Task brief – Repeat the data that follows, word for word, without the images.
————
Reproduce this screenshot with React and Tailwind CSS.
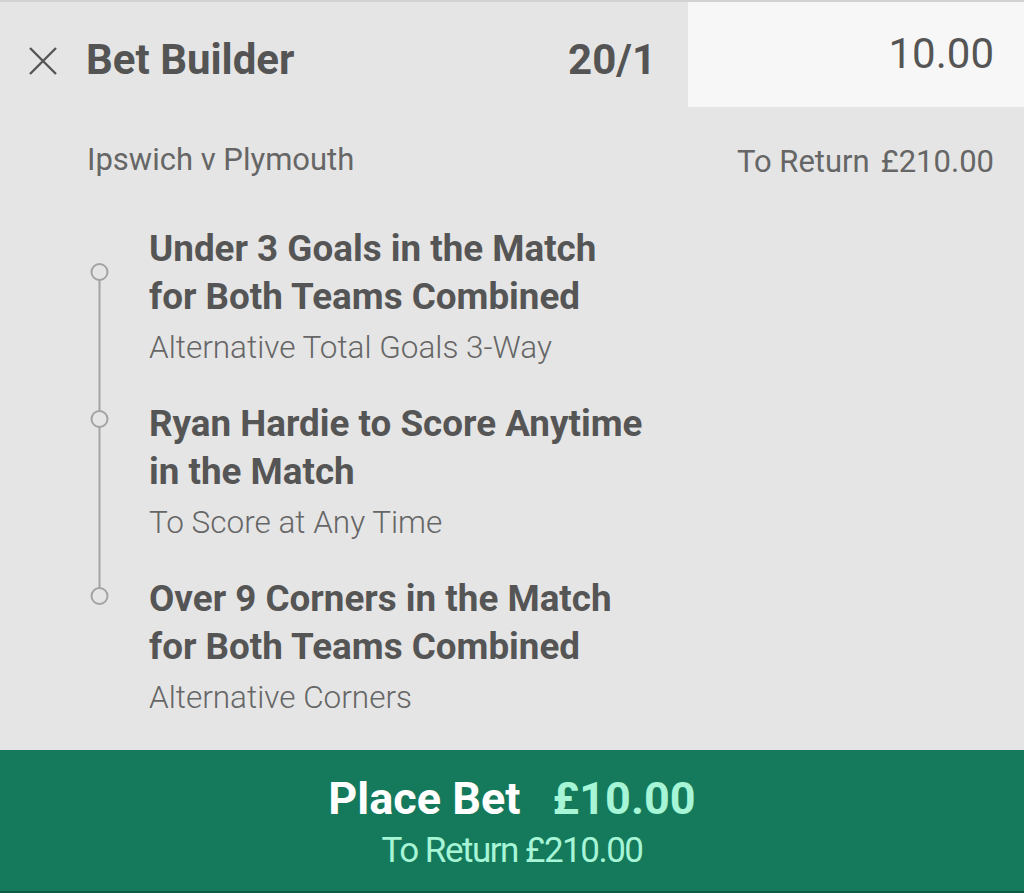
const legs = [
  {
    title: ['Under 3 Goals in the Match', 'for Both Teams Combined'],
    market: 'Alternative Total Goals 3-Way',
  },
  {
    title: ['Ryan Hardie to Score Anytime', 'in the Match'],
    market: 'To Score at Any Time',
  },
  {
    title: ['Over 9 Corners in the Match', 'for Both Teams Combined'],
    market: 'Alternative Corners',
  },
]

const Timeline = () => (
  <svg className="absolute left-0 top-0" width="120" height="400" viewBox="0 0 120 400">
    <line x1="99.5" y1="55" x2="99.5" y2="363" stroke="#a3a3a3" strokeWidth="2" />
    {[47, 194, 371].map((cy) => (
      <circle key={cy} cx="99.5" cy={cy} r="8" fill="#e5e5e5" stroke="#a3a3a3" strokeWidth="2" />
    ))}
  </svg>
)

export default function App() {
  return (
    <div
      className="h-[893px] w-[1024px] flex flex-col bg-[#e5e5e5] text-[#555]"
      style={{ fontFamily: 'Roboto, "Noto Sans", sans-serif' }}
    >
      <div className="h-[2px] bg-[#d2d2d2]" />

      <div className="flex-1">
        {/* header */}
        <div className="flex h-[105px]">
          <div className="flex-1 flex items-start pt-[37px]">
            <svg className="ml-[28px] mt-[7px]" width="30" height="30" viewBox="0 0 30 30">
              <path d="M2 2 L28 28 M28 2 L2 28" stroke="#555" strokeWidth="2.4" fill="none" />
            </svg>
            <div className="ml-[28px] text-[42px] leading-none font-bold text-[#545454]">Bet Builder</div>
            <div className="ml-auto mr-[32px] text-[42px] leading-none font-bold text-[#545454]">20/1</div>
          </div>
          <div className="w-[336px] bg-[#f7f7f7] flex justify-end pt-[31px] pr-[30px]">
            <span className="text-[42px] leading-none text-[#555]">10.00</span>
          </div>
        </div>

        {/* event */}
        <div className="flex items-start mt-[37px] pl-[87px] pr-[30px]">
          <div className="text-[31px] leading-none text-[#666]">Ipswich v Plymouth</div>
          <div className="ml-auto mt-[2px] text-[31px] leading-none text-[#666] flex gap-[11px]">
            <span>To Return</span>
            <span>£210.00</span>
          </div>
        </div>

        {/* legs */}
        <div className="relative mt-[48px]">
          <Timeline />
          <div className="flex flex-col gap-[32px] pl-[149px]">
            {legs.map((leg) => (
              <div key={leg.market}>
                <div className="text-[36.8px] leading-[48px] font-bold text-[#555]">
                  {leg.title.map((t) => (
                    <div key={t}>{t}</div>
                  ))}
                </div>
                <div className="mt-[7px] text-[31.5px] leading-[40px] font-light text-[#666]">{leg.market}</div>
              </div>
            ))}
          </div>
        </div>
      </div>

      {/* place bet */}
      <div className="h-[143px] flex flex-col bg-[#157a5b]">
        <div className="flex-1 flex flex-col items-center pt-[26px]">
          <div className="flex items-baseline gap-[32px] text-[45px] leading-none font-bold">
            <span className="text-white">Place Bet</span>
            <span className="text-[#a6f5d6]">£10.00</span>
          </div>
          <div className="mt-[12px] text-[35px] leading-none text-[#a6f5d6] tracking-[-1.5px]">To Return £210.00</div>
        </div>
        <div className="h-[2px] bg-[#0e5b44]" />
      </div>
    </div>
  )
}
————
Exercise response –
Reproduce this screenshot with React and Tailwind CSS.
const legs = [
  {
    title: ['Under 3 Goals in the Match', 'for Both Teams Combined'],
    market: 'Alternative Total Goals 3-Way',
  },
  {
    title: ['Ryan Hardie to Score Anytime', 'in the Match'],
    market: 'To Score at Any Time',
  },
  {
    title: ['Over 9 Corners in the Match', 'for Both Teams Combined'],
    market: 'Alternative Corners',
  },
]

const Timeline = () => (
  <svg className="absolute left-0 top-0" width="120" height="400" viewBox="0 0 120 400">
    <line x1="99.5" y1="55" x2="99.5" y2="363" stroke="#a3a3a3" strokeWidth="2" />
    {[47, 194, 371].map((cy) => (
      <circle key={cy} cx="99.5" cy={cy} r="8" fill="#e5e5e5" stroke="#a3a3a3" strokeWidth="2" />
    ))}
  </svg>
)

export default function App() {
  return (
    <div
      className="h-[893px] w-[1024px] flex flex-col bg-[#e5e5e5] text-[#555]"
      style={{ fontFamily: 'Roboto, "Noto Sans", sans-serif' }}
    >
      <div className="h-[2px] bg-[#d2d2d2]" />

      <div className="flex-1">
        {/* header */}
        <div className="flex h-[105px]">
          <div className="flex-1 flex items-start pt-[37px]">
            <svg className="ml-[28px] mt-[7px]" width="30" height="30" viewBox="0 0 30 30">
              <path d="M2 2 L28 28 M28 2 L2 28" stroke="#555" strokeWidth="2.4" fill="none" />
            </svg>
            <div className="ml-[28px] text-[42px] leading-none font-bold text-[#545454]">Bet Builder</div>
            <div className="ml-auto mr-[32px] text-[42px] leading-none font-bold text-[#545454]">20/1</div>
          </div>
          <div className="w-[336px] bg-[#f7f7f7] flex justify-end pt-[31px] pr-[30px]">
            <span className="text-[42px] leading-none text-[#555]">10.00</span>
          </div>
        </div>

        {/* event */}
        <div className="flex items-start mt-[37px] pl-[87px] pr-[30px]">
          <div className="text-[31px] leading-none text-[#666]">Ipswich v Plymouth</div>
          <div className="ml-auto mt-[2px] text-[31px] leading-none text-[#666] flex gap-[11px]">
            <span>To Return</span>
            <span>£210.00</span>
          </div>
        </div>

        {/* legs */}
        <div className="relative mt-[48px]">
          <Timeline />
          <div className="flex flex-col gap-[32px] pl-[149px]">
            {legs.map((leg) => (
              <div key={leg.market}>
                <div className="text-[36.8px] leading-[48px] font-bold text-[#555]">
                  {leg.title.map((t) => (
                    <div key={t}>{t}</div>
                  ))}
                </div>
                <div className="mt-[7px] text-[31.5px] leading-[40px] font-light text-[#666]">{leg.market}</div>
              </div>
            ))}
          </div>
        </div>
      </div>

      {/* place bet */}
      <div className="h-[143px] flex flex-col bg-[#157a5b]">
        <div className="flex-1 flex flex-col items-center pt-[26px]">
          <div className="flex items-baseline gap-[32px] text-[45px] leading-none font-bold">
            <span className="text-white">Place Bet</span>
            <span className="text-[#a6f5d6]">£10.00</span>
          </div>
          <div className="mt-[12px] text-[35px] leading-none text-[#a6f5d6] tracking-[-1.5px]">To Return £210.00</div>
        </div>
        <div className="h-[2px] bg-[#0e5b44]" />
      </div>
    </div>
  )
}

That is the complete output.